Task to carry out:
Count how many lines include "screenshot" and answer with that number only.

Material provided:
Begin
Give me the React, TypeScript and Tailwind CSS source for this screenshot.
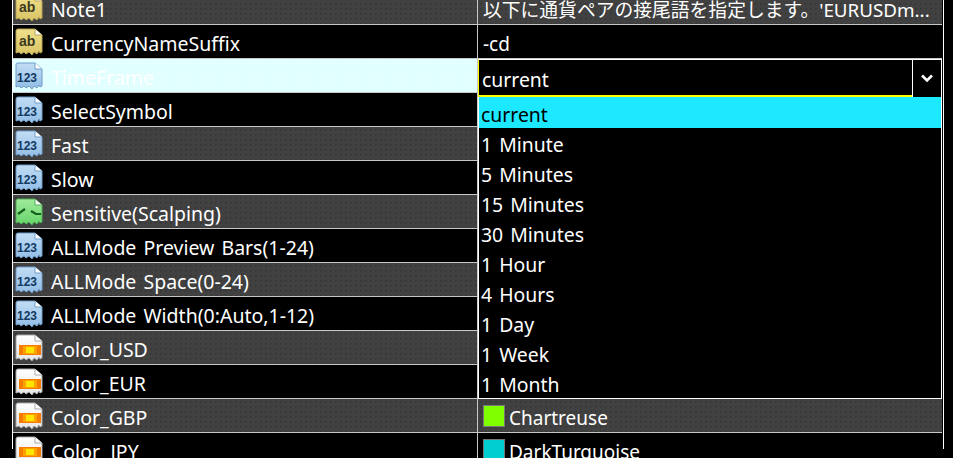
End
Begin
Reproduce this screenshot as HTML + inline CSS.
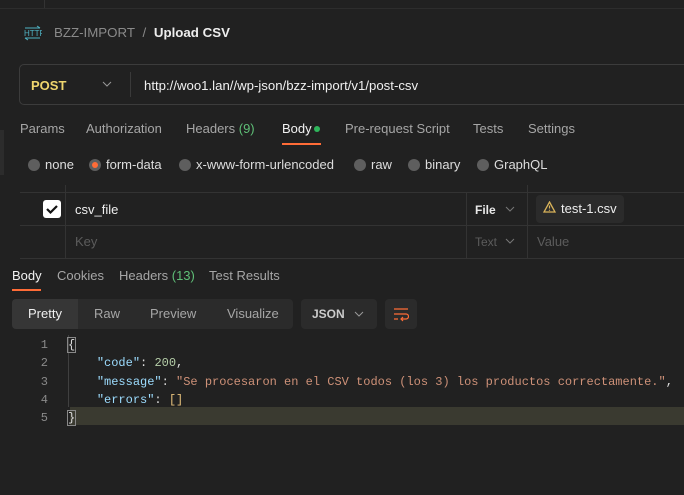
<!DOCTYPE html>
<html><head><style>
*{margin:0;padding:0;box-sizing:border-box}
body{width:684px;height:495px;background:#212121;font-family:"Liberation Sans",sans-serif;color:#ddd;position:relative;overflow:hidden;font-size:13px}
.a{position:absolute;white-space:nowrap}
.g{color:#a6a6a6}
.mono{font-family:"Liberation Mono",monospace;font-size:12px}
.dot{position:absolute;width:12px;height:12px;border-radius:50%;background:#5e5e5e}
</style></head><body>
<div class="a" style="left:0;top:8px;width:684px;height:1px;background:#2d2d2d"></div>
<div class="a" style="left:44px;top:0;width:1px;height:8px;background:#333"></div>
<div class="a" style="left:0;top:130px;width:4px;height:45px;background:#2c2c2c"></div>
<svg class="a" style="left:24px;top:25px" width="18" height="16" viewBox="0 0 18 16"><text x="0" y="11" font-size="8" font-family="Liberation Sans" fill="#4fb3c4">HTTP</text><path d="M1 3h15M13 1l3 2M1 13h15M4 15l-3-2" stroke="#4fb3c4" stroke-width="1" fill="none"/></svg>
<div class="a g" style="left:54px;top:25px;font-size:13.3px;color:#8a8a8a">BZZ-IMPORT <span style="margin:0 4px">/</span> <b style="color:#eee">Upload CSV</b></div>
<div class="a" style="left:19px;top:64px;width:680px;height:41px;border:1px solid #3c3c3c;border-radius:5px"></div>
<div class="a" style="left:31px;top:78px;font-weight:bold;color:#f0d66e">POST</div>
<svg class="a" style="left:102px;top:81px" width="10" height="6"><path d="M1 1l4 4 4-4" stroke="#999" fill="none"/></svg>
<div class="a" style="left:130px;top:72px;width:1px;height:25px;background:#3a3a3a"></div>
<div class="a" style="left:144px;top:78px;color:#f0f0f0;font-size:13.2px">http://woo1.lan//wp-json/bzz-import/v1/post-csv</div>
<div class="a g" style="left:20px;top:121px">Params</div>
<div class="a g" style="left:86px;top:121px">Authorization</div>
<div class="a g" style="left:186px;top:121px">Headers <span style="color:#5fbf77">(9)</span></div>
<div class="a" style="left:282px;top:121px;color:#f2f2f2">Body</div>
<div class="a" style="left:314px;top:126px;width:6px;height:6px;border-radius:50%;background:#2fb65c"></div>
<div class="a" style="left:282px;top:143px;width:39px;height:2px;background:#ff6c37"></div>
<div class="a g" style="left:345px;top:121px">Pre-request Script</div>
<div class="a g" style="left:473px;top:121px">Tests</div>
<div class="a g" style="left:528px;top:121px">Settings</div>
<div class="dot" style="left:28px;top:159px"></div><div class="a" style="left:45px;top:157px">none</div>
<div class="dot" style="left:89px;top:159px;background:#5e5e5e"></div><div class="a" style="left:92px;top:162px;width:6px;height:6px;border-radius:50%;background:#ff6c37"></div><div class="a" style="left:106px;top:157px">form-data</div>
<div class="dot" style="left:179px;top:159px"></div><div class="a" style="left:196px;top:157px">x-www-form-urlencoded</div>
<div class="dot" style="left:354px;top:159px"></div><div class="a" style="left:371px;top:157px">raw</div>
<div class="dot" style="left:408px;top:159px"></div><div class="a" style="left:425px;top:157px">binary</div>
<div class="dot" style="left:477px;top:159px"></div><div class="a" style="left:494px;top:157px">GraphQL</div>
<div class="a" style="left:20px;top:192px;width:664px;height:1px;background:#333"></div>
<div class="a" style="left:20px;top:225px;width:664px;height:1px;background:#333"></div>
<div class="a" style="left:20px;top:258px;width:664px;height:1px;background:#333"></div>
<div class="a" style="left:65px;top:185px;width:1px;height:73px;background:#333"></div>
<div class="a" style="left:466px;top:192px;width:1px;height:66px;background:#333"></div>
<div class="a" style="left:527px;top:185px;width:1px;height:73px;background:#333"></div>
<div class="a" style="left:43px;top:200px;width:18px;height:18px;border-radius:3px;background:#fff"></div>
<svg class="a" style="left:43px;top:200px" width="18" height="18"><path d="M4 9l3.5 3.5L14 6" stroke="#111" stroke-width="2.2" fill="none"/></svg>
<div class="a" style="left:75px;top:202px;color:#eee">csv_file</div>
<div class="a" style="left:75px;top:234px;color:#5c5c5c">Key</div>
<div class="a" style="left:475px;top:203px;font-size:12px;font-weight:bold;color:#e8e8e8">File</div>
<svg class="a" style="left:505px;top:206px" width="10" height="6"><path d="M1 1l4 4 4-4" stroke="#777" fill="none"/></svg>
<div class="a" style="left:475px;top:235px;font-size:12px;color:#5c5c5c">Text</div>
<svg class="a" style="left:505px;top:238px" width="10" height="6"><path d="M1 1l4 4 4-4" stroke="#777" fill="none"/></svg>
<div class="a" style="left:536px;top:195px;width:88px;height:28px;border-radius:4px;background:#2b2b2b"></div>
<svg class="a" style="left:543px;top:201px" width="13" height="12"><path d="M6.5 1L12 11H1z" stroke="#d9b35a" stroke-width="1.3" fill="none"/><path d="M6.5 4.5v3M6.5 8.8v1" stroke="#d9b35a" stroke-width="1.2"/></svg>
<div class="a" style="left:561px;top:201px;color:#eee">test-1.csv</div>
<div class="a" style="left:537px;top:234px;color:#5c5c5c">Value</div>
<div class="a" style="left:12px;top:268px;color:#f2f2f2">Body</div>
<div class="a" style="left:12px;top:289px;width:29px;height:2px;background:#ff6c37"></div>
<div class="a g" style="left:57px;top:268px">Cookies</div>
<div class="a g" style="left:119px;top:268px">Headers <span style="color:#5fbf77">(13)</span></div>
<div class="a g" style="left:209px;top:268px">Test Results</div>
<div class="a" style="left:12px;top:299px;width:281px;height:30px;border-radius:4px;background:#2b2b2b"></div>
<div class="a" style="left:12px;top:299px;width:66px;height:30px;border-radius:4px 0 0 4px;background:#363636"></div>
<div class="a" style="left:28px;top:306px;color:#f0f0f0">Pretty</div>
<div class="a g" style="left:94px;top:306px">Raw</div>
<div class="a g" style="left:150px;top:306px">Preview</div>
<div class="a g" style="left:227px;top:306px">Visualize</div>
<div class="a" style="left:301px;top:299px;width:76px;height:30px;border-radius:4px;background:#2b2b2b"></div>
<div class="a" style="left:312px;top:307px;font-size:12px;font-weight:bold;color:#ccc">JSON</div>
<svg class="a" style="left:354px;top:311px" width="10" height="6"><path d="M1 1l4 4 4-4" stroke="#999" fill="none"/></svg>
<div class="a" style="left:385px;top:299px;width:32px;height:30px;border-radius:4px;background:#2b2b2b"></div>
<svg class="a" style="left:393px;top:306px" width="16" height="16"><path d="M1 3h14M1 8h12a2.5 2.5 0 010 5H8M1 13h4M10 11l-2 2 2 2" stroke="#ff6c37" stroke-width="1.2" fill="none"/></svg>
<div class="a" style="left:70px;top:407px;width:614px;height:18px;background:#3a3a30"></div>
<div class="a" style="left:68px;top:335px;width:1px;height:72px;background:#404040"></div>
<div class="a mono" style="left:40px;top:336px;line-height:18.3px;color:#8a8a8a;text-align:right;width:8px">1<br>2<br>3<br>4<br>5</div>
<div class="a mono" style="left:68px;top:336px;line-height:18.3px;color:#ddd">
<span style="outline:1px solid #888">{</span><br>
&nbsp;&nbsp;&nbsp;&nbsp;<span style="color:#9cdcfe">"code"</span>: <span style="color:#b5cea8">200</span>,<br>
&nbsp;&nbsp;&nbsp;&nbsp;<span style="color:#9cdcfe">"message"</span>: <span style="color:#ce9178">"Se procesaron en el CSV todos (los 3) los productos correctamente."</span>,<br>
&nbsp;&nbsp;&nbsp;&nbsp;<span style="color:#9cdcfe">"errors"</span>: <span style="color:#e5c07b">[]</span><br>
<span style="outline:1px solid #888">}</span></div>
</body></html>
End
Full answer:
2